Jakarta, law-justice.co - Belakangan ini terjawab biang keladi banyak di blokirnya akun yang kritis terhadap pemerintah alih-alih memblokir situs Judi dan Pornografi.

Menurut sumber law-Justice.co tumbangnya akun-akun yang kritis terhadap pemerintah termasuk terkait kegiatan Rizieq Syhihab saat di Mekah juga dikarenakan AIS . "Terjawab sudah, tumbangnya banyak akun yang terkait dengan nama Beliau dari Makkah, adalah kerjaan Kominfo. Penjelasannya sangat detail," ujarnya

Ia sebelumnya curiga hilangnya konten anti pemerintah ini dilakukan Facebook. "Saya sebelumnya curiga ini kerjaannya Back End nya Facebook. Ternyata dimulai dari penyisiran mesin AIS (crawling) milik Kominfo, setelah didata baru diteruskan ke pihak terkait," ungkap dia.

Sumber Law-Justice.co juga menguji konten dengan nama Habib Rizieq dengan menulis lengkap namanya, namun hasil postingan hanya berstatus Only Me atau hanya bisa di baca oleh yang posting. "Sebelumnya saya sudah uji, apakah penyisiran ini dilakukan oleh Facebook, ternyata tidak. Test saya lakukan dengan membuat postingan dengan menulis nama Beliau secara lengkap, tapi postingan saya buat restricted alias Only Me. Dan sudah 2 minggu, postingan tersebut aman. Dari sini saya menyimpulkan, jika dilakukan oleh Facebook, tentu postingan yang sifatnya Only Me akan keangkut juga, karena tentu mesin Facebook langsung ke server Facebook, tapi nyatanya aman. Artinya penyaringan dilakukan oleh pihak luar Facebook, dalam hal ini Kominfo," jelas dia.

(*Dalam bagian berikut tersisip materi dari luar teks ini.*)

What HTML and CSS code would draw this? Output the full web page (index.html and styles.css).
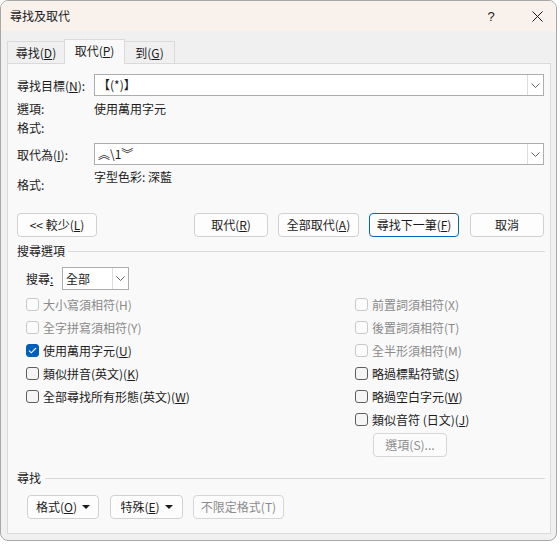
FILE: index.html
```html
<!DOCTYPE html>
<html lang="zh-Hant">
<head>
<meta charset="utf-8">
<title>尋找及取代</title>
<link rel="stylesheet" href="styles.css">
</head>
<body>
<div class="window">
  <header class="titlebar">
    <span class="title">尋找及取代</span>
    <span class="help">?</span>
    <span class="close">
      <svg width="11" height="11" viewBox="0 0 11 11"><path d="M0.5 0.5L10.5 10.5M10.5 0.5L0.5 10.5" stroke="#1a1a1a" stroke-width="1" fill="none"/></svg>
    </span>
  </header>

  <div class="content">
    <nav class="tabs">
      <div class="tab tab-find">尋找(<u>D</u>)</div>
      <div class="tab tab-replace active">取代(<u>P</u>)</div>
      <div class="tab tab-goto">到(<u>G</u>)</div>
    </nav>

    <section class="panel">
      <div class="field-row">
        <span class="lbl">尋找目標(<u>N</u>):</span>
        <div class="combo">
          <span class="val">【(*)】</span>
          <span class="drop"><svg width="9" height="5" viewBox="0 0 9 5"><path d="M0.5 0.5L4.5 4.5L8.5 0.5" stroke="#5f5f5f" fill="none"/></svg></span>
        </div>
      </div>
      <div class="info-row">
        <span class="lbl">選項:</span>
        <span class="info">使用萬用字元</span>
      </div>
      <div class="info-row">
        <span class="lbl">格式:</span>
        <span class="info"></span>
      </div>

      <div class="field-row replace-row">
        <span class="lbl">取代為(<u>I</u>):</span>
        <div class="combo">
          <span class="val">︽\1︾</span>
          <span class="drop"><svg width="9" height="5" viewBox="0 0 9 5"><path d="M0.5 0.5L4.5 4.5L8.5 0.5" stroke="#5f5f5f" fill="none"/></svg></span>
        </div>
      </div>
      <div class="format-row">
        <span class="lbl">格式:</span>
        <span class="info">字型色彩: 深藍</span>
      </div>

      <div class="action-row">
        <button class="btn btn-less">&lt;&lt; 較少(<u>L</u>)</button>
        <button class="btn btn-replace">取代(<u>R</u>)</button>
        <button class="btn btn-all">全部取代(<u>A</u>)</button>
        <button class="btn btn-next primary">尋找下一筆(<u>F</u>)</button>
        <button class="btn btn-cancel">取消</button>
      </div>

      <div class="group-head">
        <span>搜尋選項</span>
        <span class="rule"></span>
      </div>

      <div class="search-row">
        <span class="search-lbl">搜尋<u>:</u></span>
        <div class="select">
          <span class="val">全部</span>
          <span class="drop"><svg width="9" height="5" viewBox="0 0 9 5"><path d="M0.5 0.5L4.5 4.5L8.5 0.5" stroke="#5f5f5f" fill="none"/></svg></span>
        </div>
      </div>

      <div class="options">
        <div class="opt-col left">
          <label class="check disabled"><span class="box"></span>大小寫須相符(H)</label>
          <label class="check disabled"><span class="box"></span>全字拼寫須相符(Y)</label>
          <label class="check"><span class="box checked"><svg width="9" height="7" viewBox="0 0 9 7"><path d="M1 3.6L3.3 5.8L8 1" stroke="#fff" stroke-width="1.1" fill="none"/></svg></span>使用萬用字元(<u>U</u>)</label>
          <label class="check"><span class="box"></span>類似拼音(英文)(<u>K</u>)</label>
          <label class="check"><span class="box"></span>全部尋找所有形態(英文)(<u>W</u>)</label>
        </div>
        <div class="opt-col right">
          <label class="check disabled"><span class="box"></span>前置詞須相符(X)</label>
          <label class="check disabled"><span class="box"></span>後置詞須相符(T)</label>
          <label class="check disabled"><span class="box"></span>全半形須相符(M)</label>
          <label class="check"><span class="box"></span>略過標點符號(<u>S</u>)</label>
          <label class="check"><span class="box"></span>略過空白字元(<u>W</u>)</label>
          <label class="check"><span class="box"></span>類似音符 (日文)(<u>J</u>)</label>
          <button class="btn btn-opts" disabled>選項(S)...</button>
        </div>
      </div>

      <div class="bottom">
        <div class="group-head find-head">
          <span>尋找</span>
          <span class="rule"></span>
        </div>
        <div class="bottom-row">
          <button class="btn btn-format">格式(<u>O</u>)<svg class="tri" width="8" height="4" viewBox="0 0 8 4"><path d="M0 0H8L4 4Z" fill="#1a1a1a"/></svg></button>
          <button class="btn btn-special">特殊(<u>E</u>)<svg class="tri" width="8" height="4" viewBox="0 0 8 4"><path d="M0 0H8L4 4Z" fill="#1a1a1a"/></svg></button>
          <button class="btn btn-noformat" disabled>不限定格式(T)</button>
        </div>
      </div>
    </section>
  </div>
</div>
</body>
</html>
```
FILE: styles.css
```css
* { box-sizing: border-box; }

html, body { margin: 0; padding: 0; }

body {
  background: #ffffff;
  font-family: "Noto Sans CJK TC", "Noto Sans", sans-serif;
  font-size: 12px;
  color: #1b1b1b;
}

u { text-decoration: underline; text-underline-offset: 1px; }

/* dialog frame */
.window {
  width: 557px;
  height: 541px;
  border: 1px solid #a8a8a8;
  border-radius: 8px;
  background: #f0f0f0;
  overflow: hidden;
  display: flex;
  flex-direction: column;
}

.titlebar {
  height: 30px;
  flex: none;
  background: #f9f1ec;
  display: flex;
  align-items: center;
  padding-left: 9px;
  padding-right: 9px;
}
.title { line-height: 16px; }
.help {
  margin-left: auto;
  width: 20px;
  text-align: center;
  font-family: "Liberation Sans", sans-serif;
  font-size: 13px;
}
.close {
  width: 20px;
  margin-left: 26px;
  display: flex;
  justify-content: center;
}

.content {
  flex: 1;
  display: flex;
  flex-direction: column;
  padding: 8px 5px 6px 6px;
}

/* tab strip */
.tabs {
  height: 25px;
  flex: none;
  display: flex;
  align-items: flex-end;
}
.tab {
  height: 22px;
  margin-bottom: 1px;
  border: 1px solid #dadada;
  border-bottom: none;
  background: #f0f0f0;
  display: flex;
  align-items: center;
  justify-content: center;
  line-height: 16px;
  padding-top: 1px;
}
.tab-find { width: 58px; }
.tab-replace { width: 61px; margin-left: -1px; }
.tab-goto { width: 51px; margin-left: -1px; }
.tab.active {
  height: 25px;
  margin-bottom: 0;
  background: #f9f9f9;
  position: relative;
  z-index: 1;
  padding-top: 0;
  padding-bottom: 3px;
}

.panel {
  flex: 1;
  margin-top: -1px;
  border: 1px solid #dadada;
  background: #f9f9f9;
  padding: 10px 6px 14px 9px;
  display: flex;
  flex-direction: column;
}

/* find / replace fields */
.field-row, .info-row, .format-row {
  display: grid;
  grid-template-columns: 77px 1fr;
}
.field-row { height: 22px; align-items: center; }
.info-row { height: 19px; line-height: 19px; margin-top: 3px; }
.info-row + .info-row { margin-top: 0; }
.replace-row { margin-top: 6px; }
.format-row { height: 29px; }
.format-row .lbl { align-self: end; line-height: 19px; }
.format-row .info { align-self: start; line-height: 19px; margin-top: 2px; }

.combo, .select {
  height: 22px;
  border: 1px solid #adadad;
  background: #ffffff;
  display: flex;
  align-items: center;
}
.combo .val { flex: 1; padding-left: 3px; line-height: 18px; }
.drop {
  width: 16px;
  height: 20px;
  border-left: 1px solid #dcdcdc;
  display: flex;
  align-items: center;
  justify-content: center;
  background: #fff;
}

/* buttons */
.btn {
  height: 24px;
  border: 1px solid #d1d1d1;
  border-radius: 4px;
  background: #fdfdfd;
  font: inherit;
  color: #1b1b1b;
  padding: 0;
  display: flex;
  align-items: center;
  justify-content: center;
  line-height: 16px;
}
.btn:disabled { color: #8c8c8c; border-color: #d6d6d6; background: #fbfbfb; }
.btn.primary { border-color: #0067c0; }

.action-row {
  display: flex;
  margin-top: 19px;
  gap: 10px;
}
.btn-less { width: 80px; margin-right: auto; }
.btn-replace { width: 74px; }
.btn-all { width: 81px; }
.btn-next { width: 90px; }
.btn-cancel { width: 74px; margin-left: 1px; }

/* group heading with trailing rule */
.group-head {
  height: 18px;
  margin-top: 5px;
  display: flex;
  align-items: center;
  gap: 3px;
  line-height: 18px;
}
.rule { flex: 1; height: 1px; background: #d9d9d9; margin-right: -1px; }

.search-row {
  margin-top: 7px;
  padding-left: 9px;
  display: flex;
  align-items: center;
}
.search-lbl { width: 36px; }
.select { width: 67px; height: 23px; }
.select .val { flex: 1; padding-left: 3px; }
.select .drop { height: 21px; }

/* option checkboxes */
.options {
  margin-top: 3px;
  display: grid;
  grid-template-columns: 329px 1fr;
  padding-left: 9px;
}
.opt-col { display: flex; flex-direction: column; }
.check {
  height: 23px;
  display: flex;
  align-items: center;
  line-height: 16px;
}
.check.disabled { color: #8a8a8a; }
.box {
  width: 13px;
  height: 13px;
  margin-right: 4px;
  border: 1px solid #5e5e5e;
  border-radius: 3px;
  background: #f5f5f5;
  display: flex;
  align-items: center;
  justify-content: center;
}
.check.disabled .box { border-color: #c9c9c9; background: #fbfbfb; }
.box.checked { background: #005fb8; border-color: #005fb8; }

.btn-opts { width: 74px; margin-left: 18px; margin-top: 2px; }

/* bottom find group */
.bottom { margin-top: auto; }
.find-head { margin-top: 0; gap: 4px; }
.bottom-row {
  margin-top: 8px;
  padding-left: 10px;
  display: flex;
  gap: 11px;
}
.btn-format { width: 72px; }
.btn-special { width: 73px; }
.btn-noformat { width: 91px; margin-left: -1px; }
.tri { margin-left: 5px; }
```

Ia juga menyayangkan sikap pemerintah yang membatasi kebebasan bersuara di Indonesia."Dan hebatnya demi membatasi kebebasan bersuara di negeri ini, Kominfo mengagendakan pengadaan mesin yang spektakuler dengan anggaran 1 Triliun. Alasannya demi menyaring judi online, kalo itu bagus. Tapi efek lain dari mesin tersebut adalah informasi yang kritis ke pemerintah ikutan kena," katanya.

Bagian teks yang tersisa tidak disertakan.